Derrière les refus d’obtempérer, des causes diverses
Quant aux causes de l’augmentation du nombre de refus d’obtempérer enregistrés par les forces de l’ordre, elles sont «plurielles», selon les députés. Pêle-mêle, il y aurait : la création du permis à points, l’augmentation du trafic de stupéfiants, «une volonté croissante de transgresser et de défier l’autorité de l’Etat», ou encore l’«impact des jeux vidéo sur les jeunes».
Une cause pourrait aussi se nicher dans l’évolution du nombre de contrôles routiers effectués. D’un côté, les rapporteurs notent, au cours de la dernière décennie, une explosion du nombre de contrôles antistupéfiants (770 000 en 2022), mais une baisse du nombre de dépistages d’alcoolémie. A l’inverse, les contrôles routiers effectués par les policiers de voie publique reculent dans l’intervalle (348 000 en 2022), et ceux des gendarmes sont «stables». Conclusion prudente des rapporteurs : «établir une corrélation, ou pire encore une causalité, sur ce sujet [entre contrôles et refus d’obtempérer], dans un sens comme dans l’autre, apparaît ainsi extrêmement difficile.» D’où la recommandation suivante au ministère de l’Intérieur : «Mener un travail d’analyse qualitative des causes des refus d’obtempérer et des profils de leurs auteurs.»

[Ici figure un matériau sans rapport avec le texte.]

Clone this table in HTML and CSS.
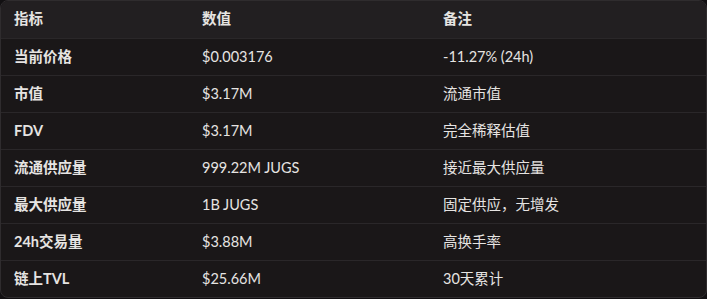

Un chiffre, toutefois, demeure relativement faible : celui des accidents de la route liés à des refus d’obtempérer. Il y en a eu une cinquantaine par an depuis 2012, a indiqué la déléguée interministérielle à la sécurité routière à la mission d’information. En douze ans, entre un et neuf usagers sont morts dans ces accidents chaque année (pour quelque 3 000 morts sur la route annuellement). Contactée, la sécurité routière ne nous a pas fourni le détail de ces chiffres. Aussi, sur la période, huit policiers et trois gendarmes ont été tués alors qu’ils intervenaient dans le cadre d’un refus d’obtempérer, écrivent les rapporteurs.